__Instructions to follow__
Look for "page" in the listing below. Gather each line that contains it.

>> begin Source material

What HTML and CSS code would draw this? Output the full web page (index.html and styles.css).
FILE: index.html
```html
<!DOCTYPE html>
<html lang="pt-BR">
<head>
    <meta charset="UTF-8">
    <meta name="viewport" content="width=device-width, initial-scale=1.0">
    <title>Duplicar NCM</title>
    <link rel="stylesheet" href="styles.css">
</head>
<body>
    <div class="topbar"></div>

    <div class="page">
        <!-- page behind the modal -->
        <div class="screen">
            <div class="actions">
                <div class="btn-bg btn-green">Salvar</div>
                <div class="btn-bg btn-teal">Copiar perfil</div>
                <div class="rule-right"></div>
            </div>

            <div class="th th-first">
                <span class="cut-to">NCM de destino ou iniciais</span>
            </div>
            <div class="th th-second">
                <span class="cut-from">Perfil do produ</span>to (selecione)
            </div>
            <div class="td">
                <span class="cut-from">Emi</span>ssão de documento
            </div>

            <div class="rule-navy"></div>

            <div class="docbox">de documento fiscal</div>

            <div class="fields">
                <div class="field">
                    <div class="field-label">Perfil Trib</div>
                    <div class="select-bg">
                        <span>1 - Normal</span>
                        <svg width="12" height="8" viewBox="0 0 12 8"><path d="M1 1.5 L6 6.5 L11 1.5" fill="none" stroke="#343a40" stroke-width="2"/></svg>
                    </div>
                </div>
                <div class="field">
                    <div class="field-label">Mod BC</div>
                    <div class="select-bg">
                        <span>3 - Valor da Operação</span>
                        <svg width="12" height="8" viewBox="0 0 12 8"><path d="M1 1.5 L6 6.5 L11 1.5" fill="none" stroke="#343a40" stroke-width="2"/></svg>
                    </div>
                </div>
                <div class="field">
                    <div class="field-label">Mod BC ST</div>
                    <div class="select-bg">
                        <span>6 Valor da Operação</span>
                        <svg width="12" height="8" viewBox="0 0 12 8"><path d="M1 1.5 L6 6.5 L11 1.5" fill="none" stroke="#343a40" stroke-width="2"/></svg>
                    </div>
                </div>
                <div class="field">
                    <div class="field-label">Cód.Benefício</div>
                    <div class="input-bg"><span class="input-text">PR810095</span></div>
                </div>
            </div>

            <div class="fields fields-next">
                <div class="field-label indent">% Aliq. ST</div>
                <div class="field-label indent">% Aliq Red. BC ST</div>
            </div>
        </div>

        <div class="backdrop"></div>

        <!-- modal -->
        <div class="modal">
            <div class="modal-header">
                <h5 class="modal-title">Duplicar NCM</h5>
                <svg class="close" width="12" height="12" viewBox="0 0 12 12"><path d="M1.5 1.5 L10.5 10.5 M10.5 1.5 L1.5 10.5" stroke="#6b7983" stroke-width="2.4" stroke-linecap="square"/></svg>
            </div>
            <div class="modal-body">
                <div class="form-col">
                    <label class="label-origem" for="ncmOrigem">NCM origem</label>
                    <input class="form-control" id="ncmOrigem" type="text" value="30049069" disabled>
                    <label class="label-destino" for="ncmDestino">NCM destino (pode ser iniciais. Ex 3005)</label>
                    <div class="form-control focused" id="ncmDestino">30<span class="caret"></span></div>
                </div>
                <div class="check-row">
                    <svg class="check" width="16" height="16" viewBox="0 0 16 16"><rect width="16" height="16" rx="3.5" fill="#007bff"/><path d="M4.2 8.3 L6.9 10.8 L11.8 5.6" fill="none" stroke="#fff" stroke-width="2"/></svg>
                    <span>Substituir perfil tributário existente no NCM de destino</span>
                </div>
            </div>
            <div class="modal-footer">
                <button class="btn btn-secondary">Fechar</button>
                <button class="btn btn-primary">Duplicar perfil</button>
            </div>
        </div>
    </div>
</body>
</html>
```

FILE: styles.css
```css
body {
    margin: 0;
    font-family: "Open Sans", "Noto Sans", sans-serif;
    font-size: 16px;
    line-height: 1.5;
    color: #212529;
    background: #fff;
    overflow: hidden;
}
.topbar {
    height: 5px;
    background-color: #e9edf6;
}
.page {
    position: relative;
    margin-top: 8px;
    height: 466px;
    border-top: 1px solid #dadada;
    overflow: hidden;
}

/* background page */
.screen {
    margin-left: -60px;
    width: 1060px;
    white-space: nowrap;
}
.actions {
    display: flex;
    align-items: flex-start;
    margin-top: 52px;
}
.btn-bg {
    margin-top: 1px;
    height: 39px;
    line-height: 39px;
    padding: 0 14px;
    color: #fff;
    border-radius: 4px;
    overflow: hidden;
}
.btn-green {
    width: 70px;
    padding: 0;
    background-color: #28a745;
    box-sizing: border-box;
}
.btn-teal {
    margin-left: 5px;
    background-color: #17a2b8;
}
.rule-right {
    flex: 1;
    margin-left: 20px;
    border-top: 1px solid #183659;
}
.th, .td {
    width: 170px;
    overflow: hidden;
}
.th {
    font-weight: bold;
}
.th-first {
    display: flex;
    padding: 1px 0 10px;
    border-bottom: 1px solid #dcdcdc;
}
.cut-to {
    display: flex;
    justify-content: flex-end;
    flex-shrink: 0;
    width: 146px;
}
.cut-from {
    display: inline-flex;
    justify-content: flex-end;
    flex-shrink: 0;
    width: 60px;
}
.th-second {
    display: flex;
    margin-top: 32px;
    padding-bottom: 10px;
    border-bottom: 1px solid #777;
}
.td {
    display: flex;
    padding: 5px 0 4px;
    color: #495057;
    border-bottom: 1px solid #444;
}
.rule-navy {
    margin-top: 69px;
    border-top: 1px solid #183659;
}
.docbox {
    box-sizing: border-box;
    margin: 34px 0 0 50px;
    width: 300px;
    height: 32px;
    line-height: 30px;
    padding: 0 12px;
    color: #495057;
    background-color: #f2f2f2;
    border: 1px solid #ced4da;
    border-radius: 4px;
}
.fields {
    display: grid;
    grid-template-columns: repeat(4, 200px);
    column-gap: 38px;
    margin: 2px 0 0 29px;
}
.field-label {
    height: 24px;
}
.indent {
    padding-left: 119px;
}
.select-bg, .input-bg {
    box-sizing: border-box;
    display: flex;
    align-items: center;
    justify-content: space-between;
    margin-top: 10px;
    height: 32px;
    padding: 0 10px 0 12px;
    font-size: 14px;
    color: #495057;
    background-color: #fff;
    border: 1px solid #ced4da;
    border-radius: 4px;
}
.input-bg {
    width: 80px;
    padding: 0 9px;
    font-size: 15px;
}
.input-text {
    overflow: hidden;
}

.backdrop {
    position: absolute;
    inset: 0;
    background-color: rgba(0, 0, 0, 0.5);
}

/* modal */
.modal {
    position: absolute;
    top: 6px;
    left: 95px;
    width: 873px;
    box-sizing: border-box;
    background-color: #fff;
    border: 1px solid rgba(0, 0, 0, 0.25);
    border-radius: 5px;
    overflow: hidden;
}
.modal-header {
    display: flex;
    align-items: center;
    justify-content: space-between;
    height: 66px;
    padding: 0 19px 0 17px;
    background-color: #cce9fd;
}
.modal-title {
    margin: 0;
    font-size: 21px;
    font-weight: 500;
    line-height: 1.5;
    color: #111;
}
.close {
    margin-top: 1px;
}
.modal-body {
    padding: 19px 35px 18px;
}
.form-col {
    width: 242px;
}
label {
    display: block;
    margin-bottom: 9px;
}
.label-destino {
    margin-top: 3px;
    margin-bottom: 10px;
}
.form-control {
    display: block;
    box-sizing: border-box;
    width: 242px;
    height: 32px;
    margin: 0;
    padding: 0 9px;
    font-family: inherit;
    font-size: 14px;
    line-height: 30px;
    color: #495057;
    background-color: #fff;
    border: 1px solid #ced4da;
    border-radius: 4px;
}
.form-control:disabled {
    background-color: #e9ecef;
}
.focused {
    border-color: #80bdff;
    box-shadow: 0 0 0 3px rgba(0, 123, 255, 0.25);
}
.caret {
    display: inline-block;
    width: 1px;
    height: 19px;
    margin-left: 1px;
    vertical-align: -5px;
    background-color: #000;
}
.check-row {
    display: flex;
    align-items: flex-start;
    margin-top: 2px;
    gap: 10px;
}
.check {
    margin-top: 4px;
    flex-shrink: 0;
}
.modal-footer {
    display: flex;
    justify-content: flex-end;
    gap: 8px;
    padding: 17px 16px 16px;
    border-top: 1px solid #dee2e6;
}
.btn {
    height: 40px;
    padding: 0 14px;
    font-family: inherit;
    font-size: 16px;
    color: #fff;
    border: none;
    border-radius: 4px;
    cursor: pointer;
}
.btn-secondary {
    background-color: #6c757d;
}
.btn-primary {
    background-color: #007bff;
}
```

>> end Source material

__Final answer__
What HTML and CSS code would draw this? Output the full web page (index.html and styles.css).
    <div class="page">
        <!-- page behind the modal -->
.page {
/* background page */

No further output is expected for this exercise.